WRITTEN INSTRUCTION: Copy the listing below in full and skip every picture.

DATA LINES:
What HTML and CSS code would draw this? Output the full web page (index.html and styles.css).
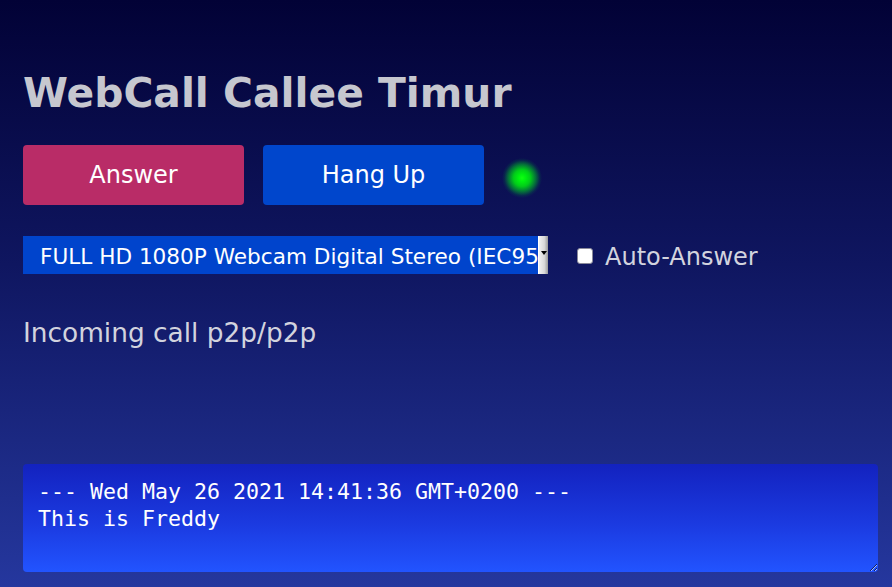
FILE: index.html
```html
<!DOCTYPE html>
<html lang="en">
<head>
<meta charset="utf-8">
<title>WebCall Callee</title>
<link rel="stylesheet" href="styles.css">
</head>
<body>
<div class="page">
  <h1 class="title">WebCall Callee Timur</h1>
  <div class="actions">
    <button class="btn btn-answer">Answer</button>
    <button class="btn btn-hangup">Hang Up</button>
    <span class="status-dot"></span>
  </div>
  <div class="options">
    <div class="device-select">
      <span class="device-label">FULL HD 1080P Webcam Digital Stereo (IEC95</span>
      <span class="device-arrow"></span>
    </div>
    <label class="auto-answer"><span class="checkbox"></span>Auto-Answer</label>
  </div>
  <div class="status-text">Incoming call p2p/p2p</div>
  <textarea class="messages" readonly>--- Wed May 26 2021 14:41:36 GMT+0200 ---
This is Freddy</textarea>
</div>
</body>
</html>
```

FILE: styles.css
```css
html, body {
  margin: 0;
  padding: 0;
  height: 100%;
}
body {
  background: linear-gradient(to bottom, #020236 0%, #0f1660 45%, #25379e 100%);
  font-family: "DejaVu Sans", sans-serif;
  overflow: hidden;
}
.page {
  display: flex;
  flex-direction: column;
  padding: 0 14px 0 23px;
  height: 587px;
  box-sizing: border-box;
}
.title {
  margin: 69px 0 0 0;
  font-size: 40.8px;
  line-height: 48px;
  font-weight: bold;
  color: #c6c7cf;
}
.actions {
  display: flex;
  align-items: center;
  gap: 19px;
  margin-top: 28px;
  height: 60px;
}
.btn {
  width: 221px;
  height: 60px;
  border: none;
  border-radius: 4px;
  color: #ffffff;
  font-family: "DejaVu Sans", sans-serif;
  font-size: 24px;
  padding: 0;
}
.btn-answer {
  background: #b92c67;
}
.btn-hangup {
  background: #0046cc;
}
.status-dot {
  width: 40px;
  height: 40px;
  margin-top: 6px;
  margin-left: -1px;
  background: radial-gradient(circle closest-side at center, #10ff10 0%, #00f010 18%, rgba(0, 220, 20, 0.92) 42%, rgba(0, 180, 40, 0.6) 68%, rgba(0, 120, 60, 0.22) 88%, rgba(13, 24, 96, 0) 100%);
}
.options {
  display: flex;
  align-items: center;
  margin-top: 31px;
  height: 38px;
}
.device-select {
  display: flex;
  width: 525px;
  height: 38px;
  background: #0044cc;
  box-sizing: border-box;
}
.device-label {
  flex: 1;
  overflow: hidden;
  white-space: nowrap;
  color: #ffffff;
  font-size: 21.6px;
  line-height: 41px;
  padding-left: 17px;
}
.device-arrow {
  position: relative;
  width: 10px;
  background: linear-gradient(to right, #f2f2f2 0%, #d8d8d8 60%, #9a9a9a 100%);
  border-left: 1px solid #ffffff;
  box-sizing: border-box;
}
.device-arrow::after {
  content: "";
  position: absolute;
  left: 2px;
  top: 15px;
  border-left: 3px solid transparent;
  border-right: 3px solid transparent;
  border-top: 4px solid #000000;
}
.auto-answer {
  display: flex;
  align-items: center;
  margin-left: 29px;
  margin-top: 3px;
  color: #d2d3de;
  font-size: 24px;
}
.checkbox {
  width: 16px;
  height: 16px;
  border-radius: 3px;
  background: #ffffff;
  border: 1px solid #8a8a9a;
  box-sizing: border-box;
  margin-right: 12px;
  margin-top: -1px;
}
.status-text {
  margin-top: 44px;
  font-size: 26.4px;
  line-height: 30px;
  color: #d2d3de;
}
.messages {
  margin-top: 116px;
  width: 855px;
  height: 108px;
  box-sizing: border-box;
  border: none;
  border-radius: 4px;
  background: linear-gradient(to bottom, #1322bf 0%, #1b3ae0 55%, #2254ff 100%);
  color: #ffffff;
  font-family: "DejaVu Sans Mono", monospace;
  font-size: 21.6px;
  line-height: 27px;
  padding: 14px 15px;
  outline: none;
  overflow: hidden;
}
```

REPLY:
What HTML and CSS code would draw this? Output the full web page (index.html and styles.css).
FILE: index.html
```html
<!DOCTYPE html>
<html lang="en">
<head>
<meta charset="utf-8">
<title>WebCall Callee</title>
<link rel="stylesheet" href="styles.css">
</head>
<body>
<div class="page">
  <h1 class="title">WebCall Callee Timur</h1>
  <div class="actions">
    <button class="btn btn-answer">Answer</button>
    <button class="btn btn-hangup">Hang Up</button>
    <span class="status-dot"></span>
  </div>
  <div class="options">
    <div class="device-select">
      <span class="device-label">FULL HD 1080P Webcam Digital Stereo (IEC95</span>
      <span class="device-arrow"></span>
    </div>
    <label class="auto-answer"><span class="checkbox"></span>Auto-Answer</label>
  </div>
  <div class="status-text">Incoming call p2p/p2p</div>
  <textarea class="messages" readonly>--- Wed May 26 2021 14:41:36 GMT+0200 ---
This is Freddy</textarea>
</div>
</body>
</html>
```

FILE: styles.css
```css
html, body {
  margin: 0;
  padding: 0;
  height: 100%;
}
body {
  background: linear-gradient(to bottom, #020236 0%, #0f1660 45%, #25379e 100%);
  font-family: "DejaVu Sans", sans-serif;
  overflow: hidden;
}
.page {
  display: flex;
  flex-direction: column;
  padding: 0 14px 0 23px;
  height: 587px;
  box-sizing: border-box;
}
.title {
  margin: 69px 0 0 0;
  font-size: 40.8px;
  line-height: 48px;
  font-weight: bold;
  color: #c6c7cf;
}
.actions {
  display: flex;
  align-items: center;
  gap: 19px;
  margin-top: 28px;
  height: 60px;
}
.btn {
  width: 221px;
  height: 60px;
  border: none;
  border-radius: 4px;
  color: #ffffff;
  font-family: "DejaVu Sans", sans-serif;
  font-size: 24px;
  padding: 0;
}
.btn-answer {
  background: #b92c67;
}
.btn-hangup {
  background: #0046cc;
}
.status-dot {
  width: 40px;
  height: 40px;
  margin-top: 6px;
  margin-left: -1px;
  background: radial-gradient(circle closest-side at center, #10ff10 0%, #00f010 18%, rgba(0, 220, 20, 0.92) 42%, rgba(0, 180, 40, 0.6) 68%, rgba(0, 120, 60, 0.22) 88%, rgba(13, 24, 96, 0) 100%);
}
.options {
  display: flex;
  align-items: center;
  margin-top: 31px;
  height: 38px;
}
.device-select {
  display: flex;
  width: 525px;
  height: 38px;
  background: #0044cc;
  box-sizing: border-box;
}
.device-label {
  flex: 1;
  overflow: hidden;
  white-space: nowrap;
  color: #ffffff;
  font-size: 21.6px;
  line-height: 41px;
  padding-left: 17px;
}
.device-arrow {
  position: relative;
  width: 10px;
  background: linear-gradient(to right, #f2f2f2 0%, #d8d8d8 60%, #9a9a9a 100%);
  border-left: 1px solid #ffffff;
  box-sizing: border-box;
}
.device-arrow::after {
  content: "";
  position: absolute;
  left: 2px;
  top: 15px;
  border-left: 3px solid transparent;
  border-right: 3px solid transparent;
  border-top: 4px solid #000000;
}
.auto-answer {
  display: flex;
  align-items: center;
  margin-left: 29px;
  margin-top: 3px;
  color: #d2d3de;
  font-size: 24px;
}
.checkbox {
  width: 16px;
  height: 16px;
  border-radius: 3px;
  background: #ffffff;
  border: 1px solid #8a8a9a;
  box-sizing: border-box;
  margin-right: 12px;
  margin-top: -1px;
}
.status-text {
  margin-top: 44px;
  font-size: 26.4px;
  line-height: 30px;
  color: #d2d3de;
}
.messages {
  margin-top: 116px;
  width: 855px;
  height: 108px;
  box-sizing: border-box;
  border: none;
  border-radius: 4px;
  background: linear-gradient(to bottom, #1322bf 0%, #1b3ae0 55%, #2254ff 100%);
  color: #ffffff;
  font-family: "DejaVu Sans Mono", monospace;
  font-size: 21.6px;
  line-height: 27px;
  padding: 14px 15px;
  outline: none;
  overflow: hidden;
}
```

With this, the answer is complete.